Tax Day is a fitting day to revisit where our tax-and-spend ways have gotten us.
When the president’s own stimulus-spending coordinator, economist Gene Sperling, says we’re looking at “immense fraud” in how some of the $6 trillion we borrowed and doled out since COVID-19’s onset in 2020, it means the problem is so big they can no longer ignore it.
The government has literally become so large and bloated that it can no longer regulate itself. That, in a nutshell, is exactly what is wrong with the American economy right now. Wasteful spending extends right up to the horizon line of outright fraud. That the money was misspent will be of no interest to the creditors, 37 percent of whom were foreigners in 2020 alone (already more than three times the 10 percent it was in 2000), when it comes due.
Spending sprees like those we’ve seen over the past few years have a way of distracting attention from a responsibility of Congress that is of equal importance to its power to appropriate the funds it raises from us. That responsibility is oversight. That means controlling federal spending, not just contributing to it.
There was a time when flinty New Englanders were known to be an obstacle to expensive, and usually unnecessary, government programs. Our values, based on the tough realities of the earth and sea, taught us to be thrifty.
Right now, Washington is doing too little to combat waste, fraud and abuse. It matters more today, because we are spending so much more. The way our politics have devolved, the only way anything can get done down there is if both sides pay each other off and agree to new spending – often without reading the bill.

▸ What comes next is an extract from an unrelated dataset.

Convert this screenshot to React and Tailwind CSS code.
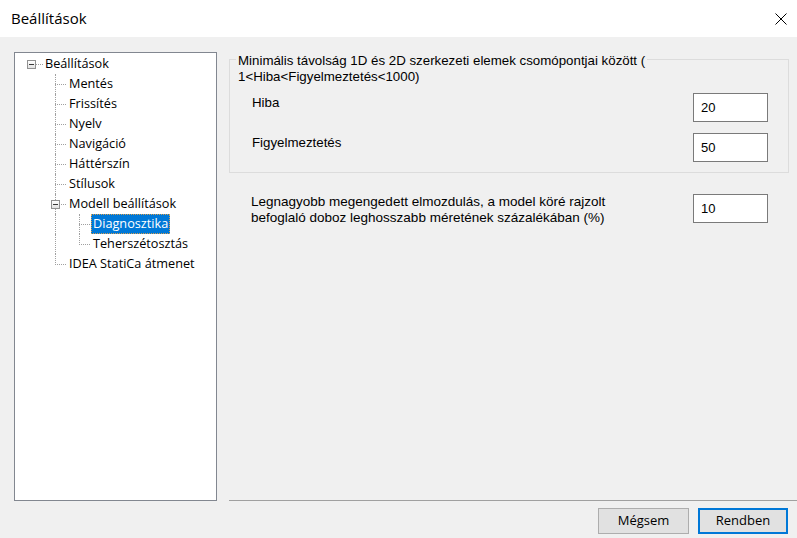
import React from "react";

const LINE = "border-[#a0a0a0]";

function Cell({ kind }) {
  return (
    <div className="relative w-[24px] h-[20px] shrink-0">
      {(kind === "I" || kind === "T" || kind === "Texp") && (
        <div className={`absolute left-[12px] top-0 h-[20px] border-l border-dotted ${LINE}`} />
      )}
      {kind === "L" && (
        <div className={`absolute left-[12px] top-0 h-[11px] border-l border-dotted ${LINE}`} />
      )}
      {(kind === "T" || kind === "L" || kind === "Texp") && (
        <div className={`absolute left-[12px] right-[1px] top-[10px] border-t border-dotted ${LINE}`} />
      )}
      {kind === "root" && (
        <div className={`absolute left-[17px] right-0 top-[10px] border-t border-dotted ${LINE}`} />
      )}
      {(kind === "root" || kind === "Texp") && (
        <div className="absolute left-[8px] top-[6px] w-[9px] h-[9px] border border-[#919191] bg-gradient-to-b from-white to-[#e2e2e2] flex items-center justify-center">
          <div className="w-[5px] h-[1px] bg-[#3a3a3a]" />
        </div>
      )}
    </div>
  );
}

function Row({ cells, label, selected }) {
  return (
    <div className="flex h-[20px] items-stretch">
      {cells.map((c, i) => (
        <Cell key={i} kind={c} />
      ))}
      <div
        className={
          "h-[20px] flex items-center px-[1px] border whitespace-nowrap " +
          (selected
            ? "bg-[#0078d7] text-white border-dotted border-[#d9a050]"
            : "border-transparent text-black")
        }
      >
        {label}
      </div>
    </div>
  );
}

function Field({ value }) {
  return (
    <div className="w-[75px] h-[29px] bg-white border border-[#7a7a7a] flex items-center pl-[7px] text-[13px] text-black shrink-0">
      {value}
    </div>
  );
}

export default function App() {
  const tree = [
    { cells: ["root"], label: "Beállítások" },
    { cells: ["blank", "T"], label: "Mentés" },
    { cells: ["blank", "T"], label: "Frissítés" },
    { cells: ["blank", "T"], label: "Nyelv" },
    { cells: ["blank", "T"], label: "Navigáció" },
    { cells: ["blank", "T"], label: "Háttérszín" },
    { cells: ["blank", "T"], label: "Stílusok" },
    { cells: ["blank", "Texp"], label: "Modell beállítások" },
    { cells: ["blank", "I", "T"], label: "Diagnosztika", selected: true },
    { cells: ["blank", "I", "L"], label: "Teherszétosztás" },
    { cells: ["blank", "L"], label: "IDEA StatiCa átmenet" },
  ];

  return (
    <div
      className="w-[797px] h-[538px] bg-[#f0f0f0] flex flex-col overflow-hidden text-black"
      style={{ fontFamily: '"Open Sans", "Noto Sans", sans-serif' }}
    >
      {/* Title bar */}
      <div className="h-[37px] bg-white flex items-center justify-between pl-[11px] pr-[10px] shrink-0">
        <span className="text-[15px] leading-none">Beállítások</span>
        <svg width="12" height="12" viewBox="0 0 12 12">
          <path d="M0.5 0.5 L11.5 11.5 M11.5 0.5 L0.5 11.5" stroke="#000" strokeWidth="1" />
        </svg>
      </div>

      {/* Body */}
      <div className="flex pt-[15px] pl-[14px] shrink-0">
        {/* Tree */}
        <div className="w-[203px] h-[449px] bg-white border border-[#828790] pt-[1px] pl-[4px] text-[12.7px] shrink-0">
          {tree.map((r, i) => (
            <Row key={i} cells={r.cells} label={r.label} selected={r.selected} />
          ))}
        </div>

        {/* Right column */}
        <div
          className="ml-[12px] w-[568px] h-[449px] flex flex-col text-[12px]"
          style={{ fontFamily: '"Liberation Sans", Arial, sans-serif' }}
        >
          <div className="mt-[7px] mr-[8px] border border-[#dcdcdc] pb-[10px]">
            <div className="-mt-[7px] ml-[6px] w-fit pr-[2px] pl-[2px] bg-[#f0f0f0] leading-[16px] text-[13.3px]">
              Minimális távolság 1D és 2D szerkezeti elemek csomópontjai között (
              <br />
              1&lt;Hiba&lt;Figyelmeztetés&lt;1000)
            </div>
            <div className="mt-[8px] flex justify-between items-start pl-[22px] pr-[20px]">
              <span className="pt-[2px] text-[13.3px] leading-[16px]">Hiba</span>
              <Field value="20" />
            </div>
            <div className="mt-[11px] flex justify-between items-start pl-[22px] pr-[20px]">
              <span className="pt-[2px] text-[13.3px] leading-[16px]">Figyelmeztetés</span>
              <Field value="50" />
            </div>
          </div>

          <div className="mt-[21px] mr-[8px] flex justify-between items-start pl-[22px] pr-[21px]">
            <span className="leading-[16px] text-[13.5px]">
              Legnagyobb megengedett elmozdulás, a model köré rajzolt
              <br />
              befoglaló doboz leghosszabb méretének százalékában (%)
            </span>
            <Field value="10" />
          </div>

          <div className="mt-auto border-t border-[#a0a0a0] h-[1px]" />
        </div>
      </div>

      {/* Buttons */}
      <div className="flex justify-end gap-[9px] pr-[9px] mt-[7px]">
        <button className="w-[91px] h-[26px] bg-[#e1e1e1] border border-[#adadad] text-[13px] flex items-center justify-center">
          Mégsem
        </button>
        <button className="w-[90px] h-[26px] bg-[#e1e1e1] border-2 border-[#0078d7] text-[13px] flex items-center justify-center">
          Rendben
        </button>
      </div>
    </div>
  );
}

Gone are the days when our leaders would single out wasteful projects and wage war on the system of earmarks and pork barrel spending. It’s not just COVID-19, but other catastrophic events over the past 20 years, like 9/11, have also sent spending through the roof.
Recently I was struck by the example of the federal government coughing up some $17 million to help Maine lobstermen cope with new regulations placed on the gear that they use to fish. This action by the progressives reminded me of the Third World, where crooked regimes make up problems they can then pretend to solve.
“I didn’t know whether to take the money or not,” a lobsterman told me. He was worried if he did, then he would be complicit in the unjust regulation based on faulty science that is killing his industry.
Meanwhile, inflation stemming from poor stewardship of the economy is itself a new tax on struggling American families. Economists at Bloomberg estimate this will cost $5,200 on average for every family in the country. At times like these we remember that inflation is a regressive tax, and is more painful to those often working the hardest to make ends meet.
We simply cannot afford to keep doing what we’ve been doing and just hope for better times. Instead, we need to adjust our attitudes, and our belts, for what will be a period of austerity – at least in the short term.
When the Pentagon downsized in the mid-1990s after the Soviet threat vanished (or perhaps better put, went on pause), communities with military bases went through a process to adapt to the new realities. We saw that happen up north at what used to be Loring Air Force Base and also closer to home at the Brunswick Naval Air Station. Communities that took stock, planned, and invested wisely for their own transitions did better.
Today it is time to start looking at every government spending program with a critical eye. Ask ourselves: is this smart and is it in line with our current needs?
In fact, there is no better day of the year to consider this new approach. After all, it is the day most of us write checks payable to the U.S. Treasury. There used to be another day we would recognize in America: Tax Freedom Day, i.e., the point in the year where one’s earnings stop going entirely to offset taxes.
Unfortunately, that date has slipped so far into the future it might as well be forgotten for many. That is just one more reason why it’s time for a new approach. Our frugal instincts are correct and America will not tax and spend our way to a more robust economy.
By returning to Maine values, we take the first step in a better direction.